隔着冰冷的玻璃,易晚栀依稀能感受到父亲的温度,如同五年前一样的温暖。
她贴着手,对他嘱咐:“爸,咳嗽药水一定要记得喝,不要吃了一顿就忘了。需要什么一定要告诉我,下次让我带来。还有,我给你买了些衣服,天冷的时候就穿上,不要贪凉知不知道?”
易晚栀一连说了好多话,易启鸣无奈地摇了摇头,连连叹气道:“哎……以前年纪轻的时候被老婆唠叨,现在又要被女儿唠叨。真是命苦啊命苦……”他说话的时候还笑着,好像五年的牢狱生活从没改变过他什么。
易晚栀觑了他一眼,说:“谁让你不好好照顾自己的,也怪不得我唠叨了。”
易启鸣认真地看着易晚栀:“晚栀,你放心好了。这监狱里面的狱警都是好人,对我也挺照顾的,你尽管放心。在外面的时候,只要好好顾着自己就好了。爸爸在里面,真的没多大事的。”
“嗯,好。”每次探监的时候,易启鸣总会这样让她放心。易晚栀虽是知道他过的挺好的,却也总是放心不下。
身后有些稀疏的脚步声传来,透过听筒,易启鸣也听见了脚步声。他略有所思地朝易晚栀笑了笑,大约也想到了是谁。

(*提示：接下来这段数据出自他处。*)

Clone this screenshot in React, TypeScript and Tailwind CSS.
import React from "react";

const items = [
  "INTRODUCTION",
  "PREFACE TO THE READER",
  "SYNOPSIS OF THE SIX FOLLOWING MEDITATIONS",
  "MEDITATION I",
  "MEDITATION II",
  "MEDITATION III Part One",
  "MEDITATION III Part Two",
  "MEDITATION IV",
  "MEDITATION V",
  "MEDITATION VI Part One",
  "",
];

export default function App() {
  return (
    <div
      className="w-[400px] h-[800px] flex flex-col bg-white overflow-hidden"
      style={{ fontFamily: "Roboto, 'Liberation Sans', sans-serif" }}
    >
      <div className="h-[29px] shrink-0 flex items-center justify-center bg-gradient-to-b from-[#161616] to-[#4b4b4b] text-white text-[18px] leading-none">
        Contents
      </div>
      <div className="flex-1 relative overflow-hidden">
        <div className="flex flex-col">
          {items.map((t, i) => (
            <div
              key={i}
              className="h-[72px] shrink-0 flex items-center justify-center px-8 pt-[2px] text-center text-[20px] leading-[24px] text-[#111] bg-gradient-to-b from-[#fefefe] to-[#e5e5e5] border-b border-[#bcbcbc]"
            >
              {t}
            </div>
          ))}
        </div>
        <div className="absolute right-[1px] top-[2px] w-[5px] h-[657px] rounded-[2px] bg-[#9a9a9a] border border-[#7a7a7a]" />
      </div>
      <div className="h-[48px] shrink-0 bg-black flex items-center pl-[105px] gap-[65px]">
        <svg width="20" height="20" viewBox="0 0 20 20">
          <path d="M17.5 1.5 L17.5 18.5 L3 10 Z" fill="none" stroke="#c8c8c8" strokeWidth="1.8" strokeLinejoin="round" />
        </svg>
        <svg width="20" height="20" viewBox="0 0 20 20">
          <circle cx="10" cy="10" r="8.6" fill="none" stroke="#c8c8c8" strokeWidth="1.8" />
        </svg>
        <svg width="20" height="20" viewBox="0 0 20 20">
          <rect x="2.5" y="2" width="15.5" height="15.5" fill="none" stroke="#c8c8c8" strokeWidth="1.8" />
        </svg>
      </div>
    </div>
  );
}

江致把易晚栀的东西拎了过来,递到她的怀里,说:“晚栀,给易叔的东西别忘了。”
“嗯。”易晚栀坐在座位上,抱着那袋东西,昂起了头,朝江致笑了笑。
江致很有礼貌地,对着玻璃窗里的易启鸣点了点头。脊背微微弯下,是在对长辈致意。之后,他很知礼地走到一旁的长廊上,不再打扰他们父女二人的对话。

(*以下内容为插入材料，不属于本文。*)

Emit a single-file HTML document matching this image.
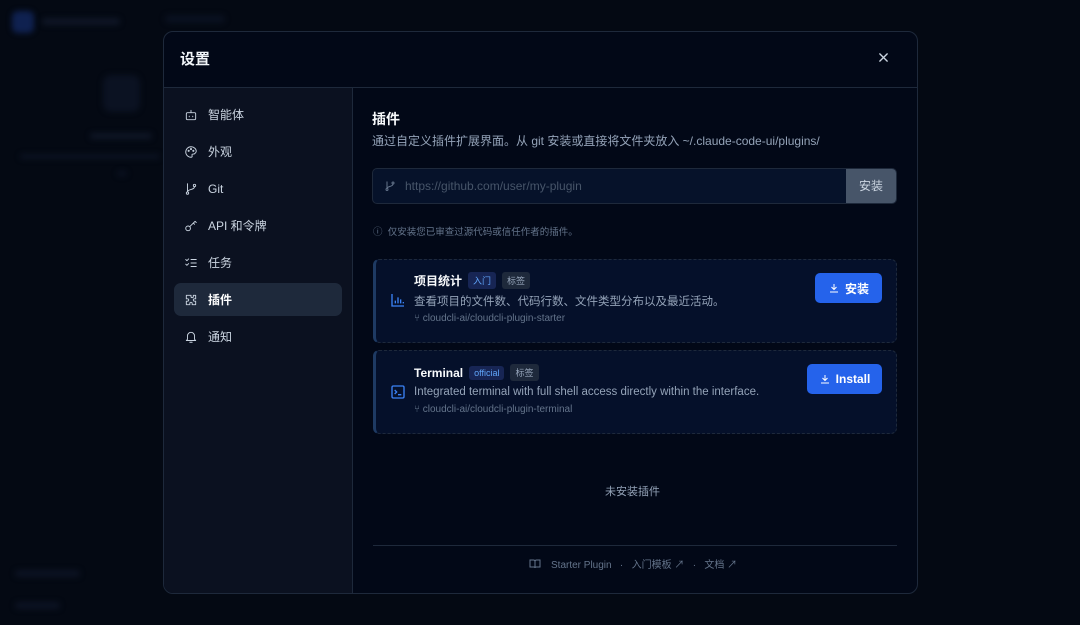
<!DOCTYPE html>
<html><head><meta charset="utf-8"><style>
*{box-sizing:border-box;margin:0;padding:0}
body{width:1080px;height:625px;overflow:hidden;background:#040913;font-family:"Liberation Sans","Noto Sans CJK SC",sans-serif;position:relative;color:#e2e8f0}
.bl{position:absolute;filter:blur(3px);background:#0f1626;border-radius:4px}
.modal{position:absolute;left:163px;top:31px;width:755px;height:563px;border:1px solid #1e293b;border-radius:10px;background:#020817;overflow:hidden}
.hdr{height:56px;border-bottom:1px solid #1e293b;display:flex;align-items:center;padding-left:16px;font-size:15px;font-weight:bold;color:#f1f5f9;padding-bottom:2px}
.close{position:absolute;right:28px;top:20px}
.side{position:absolute;left:0;top:56px;width:189px;bottom:0;background:#0b1120;border-right:1px solid #1e293b}
.it{position:absolute;left:10px;width:168px;height:33px;border-radius:7px;display:flex;align-items:center;padding-left:10px;font-size:12px;color:#cbd5e1}
.it svg{width:14px;height:14px;margin-right:10px;stroke:#cbd5e1;fill:none;stroke-width:1.6;stroke-linecap:round;stroke-linejoin:round}
.act{background:#1e293b;color:#fff;font-weight:bold}
.card{position:absolute;left:209px;width:524px;border:1px dashed #1e293b;border-left:3px solid #1e3a63;border-radius:6px;background:#05102a}
.tag{display:inline-block;font-size:9px;padding:2px 5px;border-radius:3px;margin-left:6px;vertical-align:1px;font-weight:normal}
.btn{position:absolute;background:#2563eb;color:#fff;font-size:12px;font-weight:bold;border-radius:5px;display:flex;align-items:center;justify-content:center;gap:5px}
.btn svg{width:12px;height:12px;stroke:#fff;fill:none;stroke-width:2}
.sm{font-size:10px;color:#64748b}
</style></head><body>
<div class="bl" style="left:12px;top:11px;width:22px;height:22px;background:#0f2150;border-radius:6px"></div>
<div class="bl" style="left:42px;top:18px;width:78px;height:7px"></div>
<div class="bl" style="left:165px;top:15px;width:60px;height:8px;background:#0a1120"></div>
<div class="bl" style="left:103px;top:75px;width:37px;height:37px;background:#0b1222;border-radius:8px"></div>
<div class="bl" style="left:90px;top:133px;width:62px;height:6px"></div>
<div class="bl" style="left:20px;top:154px;width:140px;height:5px;background:#0b1222"></div>
<div class="bl" style="left:117px;top:171px;width:10px;height:5px;background:#0b1222"></div>
<div class="bl" style="left:15px;top:570px;width:65px;height:7px;background:#0c1323"></div>
<div class="bl" style="left:15px;top:602px;width:45px;height:7px;background:#0c1323"></div>

<div class="modal">
<div class="hdr">设置</div>
<svg class="close" width="11" height="11" viewBox="0 0 12 12" stroke="#cbd5e1" stroke-width="1.5" stroke-linecap="round"><path d="M2 2l8 8M10 2l-8 8"/></svg>
<div class="side">
<div class="it" style="top:10px"><svg viewBox="0 0 24 24"><rect x="4" y="8" width="16" height="12" rx="2"/><path d="M12 8V4M9 14v1M15 14v1"/></svg>智能体</div>
<div class="it" style="top:47px"><svg viewBox="0 0 24 24"><path d="M12 3a9 9 0 100 18c1.5 0 2-1 2-2s-1-2 0-3 3 0 4-1 3-2 3-4c0-4.5-4-8-9-8z"/><circle cx="8" cy="10" r="1"/><circle cx="12" cy="7" r="1"/><circle cx="16" cy="10" r="1"/></svg>外观</div>
<div class="it" style="top:84px"><svg viewBox="0 0 24 24"><circle cx="6" cy="19" r="2"/><circle cx="18" cy="6" r="2"/><path d="M6 3v14M18 8c0 6-12 4-12 9"/></svg>Git</div>
<div class="it" style="top:121px"><svg viewBox="0 0 24 24"><circle cx="7" cy="16" r="4"/><path d="M10 13l9-9M16 7l2 2M19 4l2 2"/></svg>API 和令牌</div>
<div class="it" style="top:158px"><svg viewBox="0 0 24 24"><path d="M3 6l2 2 3-3M3 14l2 2 3-3M12 6h9M12 12h9M12 18h9"/></svg>任务</div>
<div class="it act" style="top:195px"><svg viewBox="0 0 24 24"><path d="M8 4h4v2a2 2 0 004 0V4h4v6h-2a2 2 0 000 4h2v6h-6v-2a2 2 0 00-4 0v2H4v-6h2a2 2 0 000-4H4V4z"/></svg>插件</div>
<div class="it" style="top:232px"><svg viewBox="0 0 24 24"><path d="M6 16V10a6 6 0 0112 0v6l2 2H4zM10 21h4"/></svg>通知</div>
</div>

<div style="position:absolute;left:208px;top:77px;font-size:14px;font-weight:bold;color:#f8fafc">插件</div>
<div style="position:absolute;left:208px;top:100px;font-size:12px;color:#94a3b8">通过自定义插件扩展界面。从 git 安装或直接将文件夹放入 ~/.claude-code-ui/plugins/</div>
<div style="position:absolute;left:208px;top:136px;width:525px;height:36px;border:1px solid #1e293b;border-radius:5px;background:#06122a;overflow:hidden">
<svg style="position:absolute;left:11px;top:11px" width="12" height="12" viewBox="0 0 24 24" fill="none" stroke="#64748b" stroke-width="2"><circle cx="6" cy="19" r="2"/><circle cx="18" cy="6" r="2"/><path d="M6 3v14M18 8c0 6-12 4-12 9"/></svg>
<span style="position:absolute;left:32px;top:10px;font-size:12px;color:#475569">https://github.com/user/my-plugin</span>
<div style="position:absolute;right:0;top:0;width:50px;height:34px;background:#475569;color:#cbd5e1;font-size:12px;line-height:34px;text-align:center">安装</div>
</div>
<div class="sm" style="position:absolute;left:209px;top:192px;font-size:9.5px">ⓘ&nbsp; 仅安装您已审查过源代码或信任作者的插件。</div>

<div class="card" style="top:227px;height:84px">
<svg style="position:absolute;left:14px;top:32px" width="16" height="16" viewBox="0 0 24 24" fill="none" stroke="#3b82f6" stroke-width="2"><path d="M3 3v18h18M8 17v-4M12 17V8M16 17v-6M20 17v-2"/></svg>
<div style="position:absolute;left:38px;top:12px;font-size:12px;font-weight:bold;color:#f8fafc">项目统计<span class="tag" style="background:#172554;color:#60a5fa">入门</span><span class="tag" style="background:#1e293b;color:#94a3b8">标签</span></div>
<div style="position:absolute;left:38px;top:33px;font-size:11.5px;color:#94a3b8">查看项目的文件数、代码行数、文件类型分布以及最近活动。</div>
<div class="sm" style="position:absolute;left:38px;top:53px">⑂ cloudcli-ai/cloudcli-plugin-starter</div>
<div class="btn" style="left:439px;top:13px;width:67px;height:30px"><svg viewBox="0 0 24 24"><path d="M12 4v11M7 10l5 5 5-5M4 20h16"/></svg>安装</div>
</div>
<div class="card" style="top:318px;height:84px">
<svg style="position:absolute;left:14px;top:33px" width="16" height="16" viewBox="0 0 24 24" fill="none" stroke="#3b82f6" stroke-width="2"><rect x="3" y="3" width="18" height="18" rx="2"/><path d="M7 9l3 3-3 3M12 16h5"/></svg>
<div style="position:absolute;left:38px;top:13px;font-size:12px;font-weight:bold;color:#f8fafc">Terminal<span class="tag" style="background:#172554;color:#60a5fa">official</span><span class="tag" style="background:#1e293b;color:#94a3b8">标签</span></div>
<div style="position:absolute;left:38px;top:35px;font-size:11.5px;color:#94a3b8">Integrated terminal with full shell access directly within the interface.</div>
<div class="sm" style="position:absolute;left:38px;top:53px">⑂ cloudcli-ai/cloudcli-plugin-terminal</div>
<div class="btn" style="left:431px;top:13px;width:75px;height:30px"><svg viewBox="0 0 24 24"><path d="M12 4v11M7 10l5 5 5-5M4 20h16"/></svg>Install</div>
</div>

<div style="position:absolute;left:441px;top:451px;font-size:11px;color:#94a3b8">未安装插件</div>
<div style="position:absolute;left:209px;top:513px;width:524px;border-top:1px solid #1e293b"></div>
<div class="sm" style="position:absolute;left:365px;top:524px;width:230px;color:#64748b;display:flex;align-items:center;gap:0"><svg width="12" height="12" viewBox="0 0 24 24" fill="none" stroke="#64748b" stroke-width="2" style="margin-right:10px"><path d="M2 4h7a3 3 0 013 3v13a2 2 0 00-2-2H2zM22 4h-7a3 3 0 00-3 3v13a2 2 0 012-2h8z"/></svg>Starter Plugin &nbsp;&nbsp;·&nbsp;&nbsp; 入门模板 ↗ &nbsp;&nbsp;·&nbsp;&nbsp; 文档 ↗</div>
</div>
</body></html>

易启鸣意味深长地问她,连眉角都微微上扬着:“晚栀,我看阿致这孩子挺好的。每年你来探监,他总是陪着你。要是爸爸我,早就被感动了。你怎么就这么铁了心呢?”
“爸,有些事你不懂的。”易晚栀故意岔开这个话题。
“我有什么不懂的,阿致这孩子是真好,对你的心意我也看得出来。爸爸也算是从小看着他们哥俩长大的,脾气性格我也有个底。”末了,易启鸣还不忘再夸奖江致一次:“阿致这个孩子是真的好,对你也是无话可说的。”
“爸,你别乱想了,我跟他真没什么。”易晚栀皱着眉头说。
听筒那边,传来易启鸣的一声长叹:“晚栀,你该不会还是喜欢江家的老二吧。”易启鸣是了解女儿的,很早之前,易晚栀也曾偷偷告诉过他,她喜欢的是江崇。
易晚栀没有回答,像是默认了。
易启鸣继续说:“阿崇也不是不好,那孩子太过强势,心思也比别人重些。跟他在一起,比不得跟阿致在一起轻松。爸爸现在只想着,能有个人好好照顾你后半生,其他也没什么好想的了。”
易晚栀对着他弩了弩嘴:“爸,胡说什么呢。等你出来,我是得靠你照顾的。所以,你可不准老,可不准生病。”
“好好好。”易启鸣被她弄得没有办法,只能这样回答。过了一会,他像是突然想到了什么,一脸认真地对易晚栀说:“对了晚栀,有空的时候,帮我去胥城的老家里看看。我记得你妈在那里种了一棵月季,那东西虽然生命力顽强,但这么多年,也不知道怎么样了。你妈生前的时候,就喜欢弄那些东西,这几天我老是做梦梦见她。你正好有空的话,帮我回去看看……”
“嗯,好。”
易晚栀又跟易启鸣说了好一会,直到狱警通知时间到了的时候,易晚栀才依依不舍地跟他挥手告别。
易启鸣回身的时候,一直咳个不停,一只手捂住嘴巴,像是吃力极了。易晚栀还想吩咐他别忘了喝咳嗽药水,他已经随着狱警的脚步,一同走进了黑暗里。